The last thing Austin said to the jury Wednesday before they began deliberating was if they found Blackwood guilty, they should thoroughly consider his sentencing.
This happened in the middle of the night when people were at home sleeping on a holiday, Austin said. Norton Sr. was an innocent party in his own home, where he is supposed to feel safe and secure, sleeping.
Blackwood was trying to send someone a message, which could have been done with one shot of the gun, Austin said, adding that instead, the whole clip was unloaded on the house.

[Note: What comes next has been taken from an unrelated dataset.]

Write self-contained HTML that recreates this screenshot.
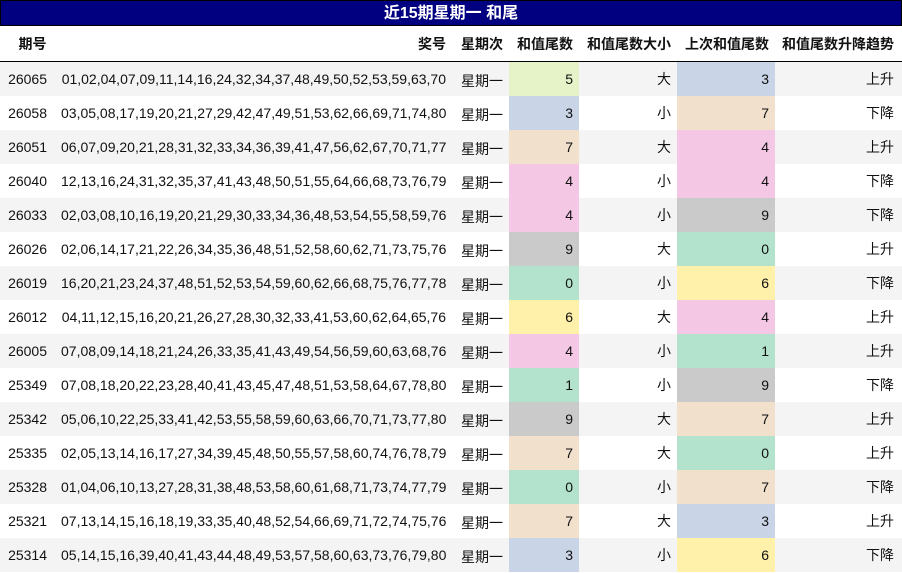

She told the jury to consider Blackwood’s reaction to everything. He didn’t ask Lansdale why he shot up the house instead of just the truck, and he didn’t ask why he unloaded the whole clip on the house, Austin said. He said in the calls that he knew what he was doing when he did it.
Blackwood’s actions cost Gary Norton Sr. his life and those actions should cost this defendant his life, too, she said.
“He deserves the rest of his life in prison,” Austin said.